STATED EXERCISE
Repeat the data that follows, word for word, without the images.

SUPPLIED MATERIAL
-.-.-
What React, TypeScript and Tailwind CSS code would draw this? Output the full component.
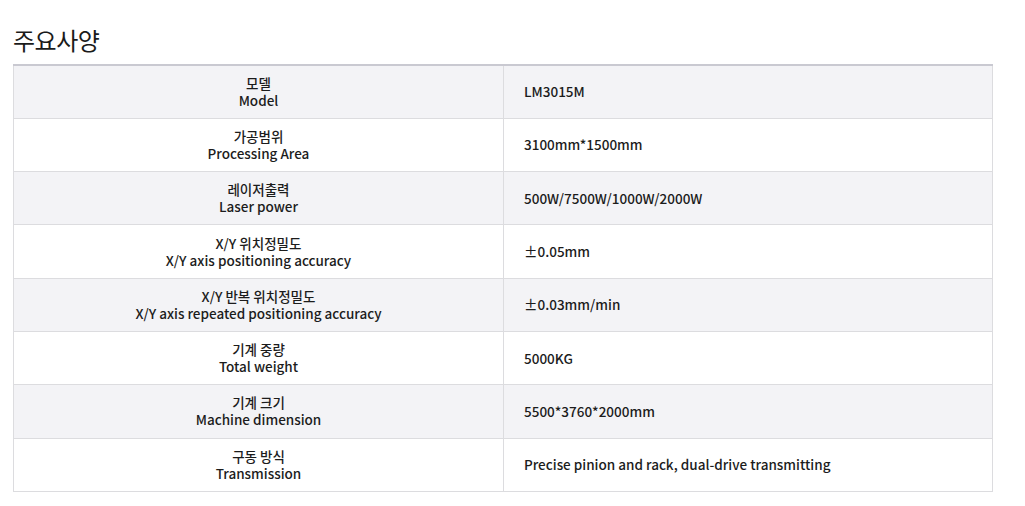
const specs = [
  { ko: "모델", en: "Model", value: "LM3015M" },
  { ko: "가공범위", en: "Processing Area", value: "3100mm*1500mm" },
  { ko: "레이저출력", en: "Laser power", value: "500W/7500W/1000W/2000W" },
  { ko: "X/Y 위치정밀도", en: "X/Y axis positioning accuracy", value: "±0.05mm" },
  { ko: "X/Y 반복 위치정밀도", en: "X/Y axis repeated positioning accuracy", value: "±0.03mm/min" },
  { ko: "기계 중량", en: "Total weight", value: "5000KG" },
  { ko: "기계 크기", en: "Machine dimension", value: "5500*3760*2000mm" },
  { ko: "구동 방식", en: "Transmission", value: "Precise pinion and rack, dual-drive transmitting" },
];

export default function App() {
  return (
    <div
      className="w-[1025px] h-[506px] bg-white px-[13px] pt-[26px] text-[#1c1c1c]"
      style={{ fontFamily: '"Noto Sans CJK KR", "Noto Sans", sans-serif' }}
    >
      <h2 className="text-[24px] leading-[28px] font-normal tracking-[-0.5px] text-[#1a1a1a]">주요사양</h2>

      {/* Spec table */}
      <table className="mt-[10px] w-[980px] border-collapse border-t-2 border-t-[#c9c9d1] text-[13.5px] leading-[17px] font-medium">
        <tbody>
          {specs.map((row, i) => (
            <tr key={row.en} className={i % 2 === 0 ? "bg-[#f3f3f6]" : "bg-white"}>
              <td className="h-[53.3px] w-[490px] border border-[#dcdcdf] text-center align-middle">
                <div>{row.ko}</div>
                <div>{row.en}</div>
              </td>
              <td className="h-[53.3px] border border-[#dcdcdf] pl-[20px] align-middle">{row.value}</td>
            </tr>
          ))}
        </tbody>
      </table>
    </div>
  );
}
-.-.-
REPLY TO THE TASK
What React, TypeScript and Tailwind CSS code would draw this? Output the full component.
const specs = [
  { ko: "모델", en: "Model", value: "LM3015M" },
  { ko: "가공범위", en: "Processing Area", value: "3100mm*1500mm" },
  { ko: "레이저출력", en: "Laser power", value: "500W/7500W/1000W/2000W" },
  { ko: "X/Y 위치정밀도", en: "X/Y axis positioning accuracy", value: "±0.05mm" },
  { ko: "X/Y 반복 위치정밀도", en: "X/Y axis repeated positioning accuracy", value: "±0.03mm/min" },
  { ko: "기계 중량", en: "Total weight", value: "5000KG" },
  { ko: "기계 크기", en: "Machine dimension", value: "5500*3760*2000mm" },
  { ko: "구동 방식", en: "Transmission", value: "Precise pinion and rack, dual-drive transmitting" },
];

export default function App() {
  return (
    <div
      className="w-[1025px] h-[506px] bg-white px-[13px] pt-[26px] text-[#1c1c1c]"
      style={{ fontFamily: '"Noto Sans CJK KR", "Noto Sans", sans-serif' }}
    >
      <h2 className="text-[24px] leading-[28px] font-normal tracking-[-0.5px] text-[#1a1a1a]">주요사양</h2>

      {/* Spec table */}
      <table className="mt-[10px] w-[980px] border-collapse border-t-2 border-t-[#c9c9d1] text-[13.5px] leading-[17px] font-medium">
        <tbody>
          {specs.map((row, i) => (
            <tr key={row.en} className={i % 2 === 0 ? "bg-[#f3f3f6]" : "bg-white"}>
              <td className="h-[53.3px] w-[490px] border border-[#dcdcdf] text-center align-middle">
                <div>{row.ko}</div>
                <div>{row.en}</div>
              </td>
              <td className="h-[53.3px] border border-[#dcdcdf] pl-[20px] align-middle">{row.value}</td>
            </tr>
          ))}
        </tbody>
      </table>
    </div>
  );
}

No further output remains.